## DIRECTIVE:
Print all of the lines exactly. Any picture among them stays out.

## DATA SECTION:

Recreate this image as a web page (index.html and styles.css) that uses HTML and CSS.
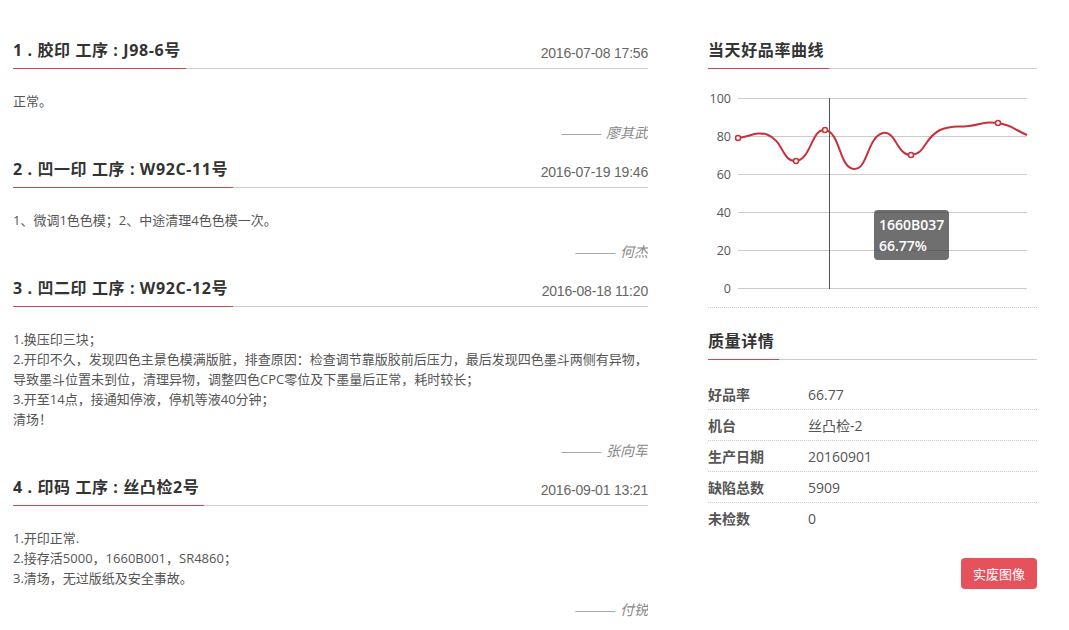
FILE: index.html
```html
<!DOCTYPE html>
<html lang="zh-CN">
<head>
<meta charset="utf-8">
<title>质量记录</title>
<link rel="stylesheet" href="styles.css">
</head>
<body>
<div class="page">
  <div class="col-left">
    <section class="rec">
      <div class="sec-head"><span class="sec-title">1 . 胶印 工序 : J98-6号</span><span class="sec-date">2016-07-08 17:56</span></div>
      <div class="rec-body">正常。</div>
      <div class="rec-author"><span class="dash">———</span> 廖其武</div>
    </section>
    <section class="rec">
      <div class="sec-head"><span class="sec-title">2 . 凹一印 工序 : W92C-11号</span><span class="sec-date">2016-07-19 19:46</span></div>
      <div class="rec-body">1、微调1色色模；2、中途清理4色色模一次。</div>
      <div class="rec-author"><span class="dash">———</span> 何杰</div>
    </section>
    <section class="rec">
      <div class="sec-head"><span class="sec-title">3 . 凹二印 工序 : W92C-12号</span><span class="sec-date">2016-08-18 11:20</span></div>
      <div class="rec-body">1.换压印三块；<br>2.开印不久，发现四色主景色模满版脏，排查原因：检查调节靠版胶前后压力，最后发现四色墨斗两侧有异物，<br>导致墨斗位置未到位，清理异物，调整四色CPC零位及下墨量后正常，耗时较长；<br>3.开至14点，接通知停液，停机等液40分钟；<br>清场！</div>
      <div class="rec-author"><span class="dash">———</span> 张向军</div>
    </section>
    <section class="rec">
      <div class="sec-head"><span class="sec-title">4 . 印码 工序 : 丝凸检2号</span><span class="sec-date">2016-09-01 13:21</span></div>
      <div class="rec-body">1.开印正常.<br>2.接存活5000，1660B001，SR4860；<br>3.清场，无过版纸及安全事故。</div>
      <div class="rec-author"><span class="dash">———</span> 付锐</div>
    </section>
  </div>

  <div class="col-right">
    <div class="sec-head"><span class="sec-title">当天好品率曲线</span></div>
    <div class="chart">
      <svg class="chart-svg" width="329" height="238" viewBox="0 0 329 238">
        <g class="grid">
          <line x1="30" y1="29.5" x2="319" y2="29.5"/>
          <line x1="30" y1="67.5" x2="319" y2="67.5"/>
          <line x1="30" y1="105.5" x2="319" y2="105.5"/>
          <line x1="30" y1="143.5" x2="319" y2="143.5"/>
          <line x1="30" y1="181.5" x2="319" y2="181.5"/>
          <line x1="30" y1="219.5" x2="319" y2="219.5"/>
        </g>
        <g class="axis-label">
          <text x="23" y="34">100</text>
          <text x="23" y="72">80</text>
          <text x="23" y="110">60</text>
          <text x="23" y="148">40</text>
          <text x="23" y="186">20</text>
          <text x="23" y="224">0</text>
        </g>
        <line class="cross" x1="121.5" y1="29" x2="121.5" y2="220"/>
        <path class="curve" d="M30,69 C44.5,67 47,62.5 59,65.5 C75.7,71.6 74,93 88,92 C103,91 103.5,59.1 117,61 C132.5,63.1 131.1,99.2 146,100 C160.1,100.7 158.9,68 175,64 C187.4,61 189.3,86.7 203,86 C217.8,85.2 215.6,69.2 232,61 C244.6,56 248,58.5 261,57 C275.5,55.25 276,51.8 290,54 C305,56.3 304.5,60 319,66"/>
        <g class="marker">
          <circle cx="30" cy="69" r="2.5"/>
          <circle cx="88" cy="92" r="2.5"/>
          <circle cx="117" cy="61" r="2.5"/>
          <circle cx="203" cy="86" r="2.5"/>
          <circle cx="290" cy="54" r="2.5"/>
        </g>
      </svg>
      <div class="tooltip">1660B037<br>66.77%</div>
    </div>

    <div class="detail">
      <div class="sec-head"><span class="sec-title">质量详情</span></div>
      <div class="detail-table">
        <div class="row"><span class="k">好品率</span><span class="v">66.77</span></div>
        <div class="row"><span class="k">机台</span><span class="v">丝凸检-2</span></div>
        <div class="row"><span class="k">生产日期</span><span class="v">20160901</span></div>
        <div class="row"><span class="k">缺陷总数</span><span class="v">5909</span></div>
        <div class="row last"><span class="k">未检数</span><span class="v">0</span></div>
      </div>
      <div class="actions"><button class="btn-red">实废图像</button></div>
    </div>
  </div>
</div>
</body>
</html>
```

FILE: styles.css
```css
html, body {
  margin: 0;
  padding: 0;
  background: #fff;
}
body {
  font-family: "Open Sans", "Noto Sans CJK SC", sans-serif;
  color: #555;
}
.page {
  display: flex;
  gap: 60px;
  padding: 38px 0 0 13px;
}
.col-left {
  width: 635px;
  display: flex;
  flex-direction: column;
  gap: 14px;
}
.col-right {
  width: 329px;
}
.sec-head {
  display: flex;
  justify-content: space-between;
  align-items: flex-end;
  border-bottom: 1px solid #ccc;
}
.sec-title {
  font-size: 16px;
  font-weight: 700;
  line-height: 24px;
  letter-spacing: 0.6px;
  color: #333;
  padding: 0 5px 6px 0;
  border-bottom: 1px solid #cc4a4f;
  margin-bottom: -1px;
  white-space: nowrap;
}
.sec-date {
  font-family: "Liberation Sans", "Noto Sans CJK SC", sans-serif;
  font-size: 14px;
  line-height: 20px;
  letter-spacing: -0.2px;
  color: #666;
  margin-bottom: 5px;
}
.rec-body {
  margin-top: 22px;
  font-size: 13px;
  line-height: 20px;
  color: #555;
  white-space: nowrap;
}
.rec-author {
  margin-top: 12px;
  height: 20px;
  overflow: hidden;
  text-align: right;
  font-size: 14px;
  line-height: 20px;
  font-style: italic;
  color: #888;
}
.dash {
  font-family: "Noto Sans CJK SC", sans-serif;
  font-style: normal;
  color: #666;
  vertical-align: top;
}
.chart {
  position: relative;
  height: 238px;
  border-bottom: 1px dotted #ccc;
}
.chart-svg {
  display: block;
}
.grid line {
  stroke: #ccc;
  stroke-width: 1;
}
.axis-label text {
  font-family: "Open Sans", sans-serif;
  font-size: 12.5px;
  fill: #555;
  text-anchor: end;
}
.cross {
  stroke: #555;
  stroke-width: 1;
}
.curve {
  fill: none;
  stroke: #c8313b;
  stroke-width: 2;
}
.marker circle {
  fill: #fff;
  stroke: #c8313b;
  stroke-width: 1.5;
}
.tooltip {
  position: absolute;
  left: 166px;
  top: 141px;
  width: 65px;
  padding: 4px 5px;
  background: rgba(50, 50, 50, 0.7);
  border-radius: 4px;
  color: #fff;
  font-size: 14px;
  font-weight: 600;
  line-height: 21px;
  white-space: nowrap;
}
.detail {
  margin-top: 21px;
}
.detail-table {
  margin-top: 19px;
}
.row {
  display: flex;
  height: 30px;
  align-items: center;
  border-bottom: 1px dotted #ccc;
}
.row.last {
  border-bottom: none;
}
.k {
  width: 100px;
  font-size: 14px;
  font-weight: 700;
  color: #555;
}
.v {
  font-size: 14px;
  color: #555;
}
.actions {
  margin-top: 25px;
  display: flex;
  justify-content: flex-end;
}
.btn-red {
  width: 76px;
  height: 31px;
  border: none;
  border-radius: 4px;
  background: #e5525c;
  color: #fff;
  font-family: "Open Sans", "Noto Sans CJK SC", sans-serif;
  font-size: 13px;
  padding: 0;
}
```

## FINAL RESULT:
Recreate this image as a web page (index.html and styles.css) that uses HTML and CSS.
FILE: index.html
```html
<!DOCTYPE html>
<html lang="zh-CN">
<head>
<meta charset="utf-8">
<title>质量记录</title>
<link rel="stylesheet" href="styles.css">
</head>
<body>
<div class="page">
  <div class="col-left">
    <section class="rec">
      <div class="sec-head"><span class="sec-title">1 . 胶印 工序 : J98-6号</span><span class="sec-date">2016-07-08 17:56</span></div>
      <div class="rec-body">正常。</div>
      <div class="rec-author"><span class="dash">———</span> 廖其武</div>
    </section>
    <section class="rec">
      <div class="sec-head"><span class="sec-title">2 . 凹一印 工序 : W92C-11号</span><span class="sec-date">2016-07-19 19:46</span></div>
      <div class="rec-body">1、微调1色色模；2、中途清理4色色模一次。</div>
      <div class="rec-author"><span class="dash">———</span> 何杰</div>
    </section>
    <section class="rec">
      <div class="sec-head"><span class="sec-title">3 . 凹二印 工序 : W92C-12号</span><span class="sec-date">2016-08-18 11:20</span></div>
      <div class="rec-body">1.换压印三块；<br>2.开印不久，发现四色主景色模满版脏，排查原因：检查调节靠版胶前后压力，最后发现四色墨斗两侧有异物，<br>导致墨斗位置未到位，清理异物，调整四色CPC零位及下墨量后正常，耗时较长；<br>3.开至14点，接通知停液，停机等液40分钟；<br>清场！</div>
      <div class="rec-author"><span class="dash">———</span> 张向军</div>
    </section>
    <section class="rec">
      <div class="sec-head"><span class="sec-title">4 . 印码 工序 : 丝凸检2号</span><span class="sec-date">2016-09-01 13:21</span></div>
      <div class="rec-body">1.开印正常.<br>2.接存活5000，1660B001，SR4860；<br>3.清场，无过版纸及安全事故。</div>
      <div class="rec-author"><span class="dash">———</span> 付锐</div>
    </section>
  </div>

  <div class="col-right">
    <div class="sec-head"><span class="sec-title">当天好品率曲线</span></div>
    <div class="chart">
      <svg class="chart-svg" width="329" height="238" viewBox="0 0 329 238">
        <g class="grid">
          <line x1="30" y1="29.5" x2="319" y2="29.5"/>
          <line x1="30" y1="67.5" x2="319" y2="67.5"/>
          <line x1="30" y1="105.5" x2="319" y2="105.5"/>
          <line x1="30" y1="143.5" x2="319" y2="143.5"/>
          <line x1="30" y1="181.5" x2="319" y2="181.5"/>
          <line x1="30" y1="219.5" x2="319" y2="219.5"/>
        </g>
        <g class="axis-label">
          <text x="23" y="34">100</text>
          <text x="23" y="72">80</text>
          <text x="23" y="110">60</text>
          <text x="23" y="148">40</text>
          <text x="23" y="186">20</text>
          <text x="23" y="224">0</text>
        </g>
        <line class="cross" x1="121.5" y1="29" x2="121.5" y2="220"/>
        <path class="curve" d="M30,69 C44.5,67 47,62.5 59,65.5 C75.7,71.6 74,93 88,92 C103,91 103.5,59.1 117,61 C132.5,63.1 131.1,99.2 146,100 C160.1,100.7 158.9,68 175,64 C187.4,61 189.3,86.7 203,86 C217.8,85.2 215.6,69.2 232,61 C244.6,56 248,58.5 261,57 C275.5,55.25 276,51.8 290,54 C305,56.3 304.5,60 319,66"/>
        <g class="marker">
          <circle cx="30" cy="69" r="2.5"/>
          <circle cx="88" cy="92" r="2.5"/>
          <circle cx="117" cy="61" r="2.5"/>
          <circle cx="203" cy="86" r="2.5"/>
          <circle cx="290" cy="54" r="2.5"/>
        </g>
      </svg>
      <div class="tooltip">1660B037<br>66.77%</div>
    </div>

    <div class="detail">
      <div class="sec-head"><span class="sec-title">质量详情</span></div>
      <div class="detail-table">
        <div class="row"><span class="k">好品率</span><span class="v">66.77</span></div>
        <div class="row"><span class="k">机台</span><span class="v">丝凸检-2</span></div>
        <div class="row"><span class="k">生产日期</span><span class="v">20160901</span></div>
        <div class="row"><span class="k">缺陷总数</span><span class="v">5909</span></div>
        <div class="row last"><span class="k">未检数</span><span class="v">0</span></div>
      </div>
      <div class="actions"><button class="btn-red">实废图像</button></div>
    </div>
  </div>
</div>
</body>
</html>
```

FILE: styles.css
```css
html, body {
  margin: 0;
  padding: 0;
  background: #fff;
}
body {
  font-family: "Open Sans", "Noto Sans CJK SC", sans-serif;
  color: #555;
}
.page {
  display: flex;
  gap: 60px;
  padding: 38px 0 0 13px;
}
.col-left {
  width: 635px;
  display: flex;
  flex-direction: column;
  gap: 14px;
}
.col-right {
  width: 329px;
}
.sec-head {
  display: flex;
  justify-content: space-between;
  align-items: flex-end;
  border-bottom: 1px solid #ccc;
}
.sec-title {
  font-size: 16px;
  font-weight: 700;
  line-height: 24px;
  letter-spacing: 0.6px;
  color: #333;
  padding: 0 5px 6px 0;
  border-bottom: 1px solid #cc4a4f;
  margin-bottom: -1px;
  white-space: nowrap;
}
.sec-date {
  font-family: "Liberation Sans", "Noto Sans CJK SC", sans-serif;
  font-size: 14px;
  line-height: 20px;
  letter-spacing: -0.2px;
  color: #666;
  margin-bottom: 5px;
}
.rec-body {
  margin-top: 22px;
  font-size: 13px;
  line-height: 20px;
  color: #555;
  white-space: nowrap;
}
.rec-author {
  margin-top: 12px;
  height: 20px;
  overflow: hidden;
  text-align: right;
  font-size: 14px;
  line-height: 20px;
  font-style: italic;
  color: #888;
}
.dash {
  font-family: "Noto Sans CJK SC", sans-serif;
  font-style: normal;
  color: #666;
  vertical-align: top;
}
.chart {
  position: relative;
  height: 238px;
  border-bottom: 1px dotted #ccc;
}
.chart-svg {
  display: block;
}
.grid line {
  stroke: #ccc;
  stroke-width: 1;
}
.axis-label text {
  font-family: "Open Sans", sans-serif;
  font-size: 12.5px;
  fill: #555;
  text-anchor: end;
}
.cross {
  stroke: #555;
  stroke-width: 1;
}
.curve {
  fill: none;
  stroke: #c8313b;
  stroke-width: 2;
}
.marker circle {
  fill: #fff;
  stroke: #c8313b;
  stroke-width: 1.5;
}
.tooltip {
  position: absolute;
  left: 166px;
  top: 141px;
  width: 65px;
  padding: 4px 5px;
  background: rgba(50, 50, 50, 0.7);
  border-radius: 4px;
  color: #fff;
  font-size: 14px;
  font-weight: 600;
  line-height: 21px;
  white-space: nowrap;
}
.detail {
  margin-top: 21px;
}
.detail-table {
  margin-top: 19px;
}
.row {
  display: flex;
  height: 30px;
  align-items: center;
  border-bottom: 1px dotted #ccc;
}
.row.last {
  border-bottom: none;
}
.k {
  width: 100px;
  font-size: 14px;
  font-weight: 700;
  color: #555;
}
.v {
  font-size: 14px;
  color: #555;
}
.actions {
  margin-top: 25px;
  display: flex;
  justify-content: flex-end;
}
.btn-red {
  width: 76px;
  height: 31px;
  border: none;
  border-radius: 4px;
  background: #e5525c;
  color: #fff;
  font-family: "Open Sans", "Noto Sans CJK SC", sans-serif;
  font-size: 13px;
  padding: 0;
}
```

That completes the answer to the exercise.